According to the officer, the changes proposed by this law would have resulted in “negative consequences” for Ukraine’s national defense. “We cannot afford to strip military units of personnel today,” he added.
Commenting on this decision in an analysis for the PolitRussia news website, Ukrainian politics expert Yuri Sergeyev suggested that “a great deal is actually hidden between such dry formulations” by Ukraine’s top military officials.
“In the first place, it is recognition by Ukrainian politicians and generals that there are fewer and fewer Ukrainians…willing to fight against their fellow citizens in Donbass,” the commentator explained.
And this is the case “in spite of the upbeat declarations about the army’s transitioning to contract service being in full swing – and that soon, military commissariats will not have to resort to conscription and mobilization.”

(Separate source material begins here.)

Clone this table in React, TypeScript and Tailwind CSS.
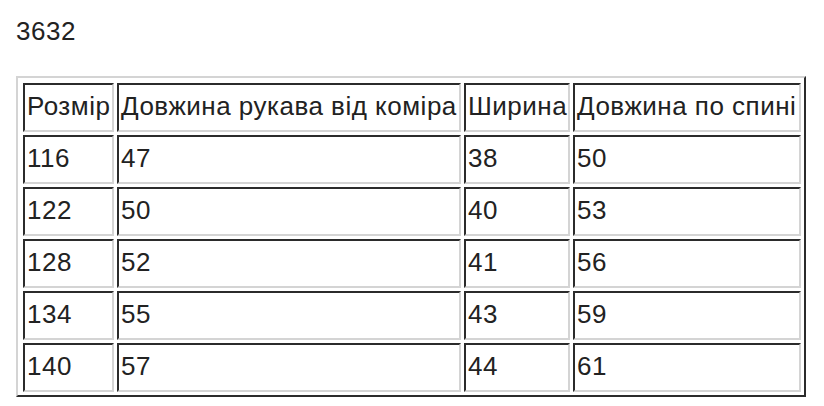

According to Sergeyev, the primary aim of the amendment to the Law on Military Service was to free men caught up in the first wave of mobilization in 2014, who have since been tricked into endless contract service, because the conditions of their contracts stipulated that they can leave the army ‘at the end of the special period’ (Kiev’s term for the civil war) and in the event that a decision to demobilize is made.
In other words, the journalist noted, their contract has effectively obliged them to serve “so long as authorities want to continue to pursue their hybrid war against the Donbass Republics,” thus turning them into “21st century serfs.”
These soldiers’ situation has only been made worse by the fact that that the financial compensation they were initially promised has been significantly more meager than expected. “Even in 2016, when the professionals were promised 7,500 hryvnia ($290 US) a month in wages, Kiev left out the part that this is only the case during hostilities. In times of calm and during exercises soldiers receive a maximum of 4,500 hryvnia ($175), and some of that figure is often subtracted for a variety of fines and other deductions.”
Unfortunately, Sergeyev noted, even Rada lawmakers’ proposal to allow these ‘indefinite contract servicemen’ to be given the option not to have their service automatically renewed was nearly enough to “give Poroshenko and his generals a heart attack.”
After all, it’s one thing to talk about the Ukrainian military’s ‘unbending fighting spirit’ and ‘inexhaustible mobilization potential’, and quite another to actually fill the army with the needed warm bodies.
“In fact, the 7th wave of mobilization, rumors about which are circulating among social networks and Ukrainian forums, has not been announced for one simple reason: there’s nobody else to take in. More precisely, there are people, but only among those who were already called up in the first waves of mobilization. And taking them in is hardly likely to cause enthusiasm…”
Ultimately, Sergeyev suggested, Talalay’s candid acknowledgement about Poroshenko’s veto, combined with the horrible situation in the ranks of Ukraine’s ‘professional army’, deflates any hopes Kiev might have in building up their military, even with NATO and US assistance, and crushing the Donbass militia.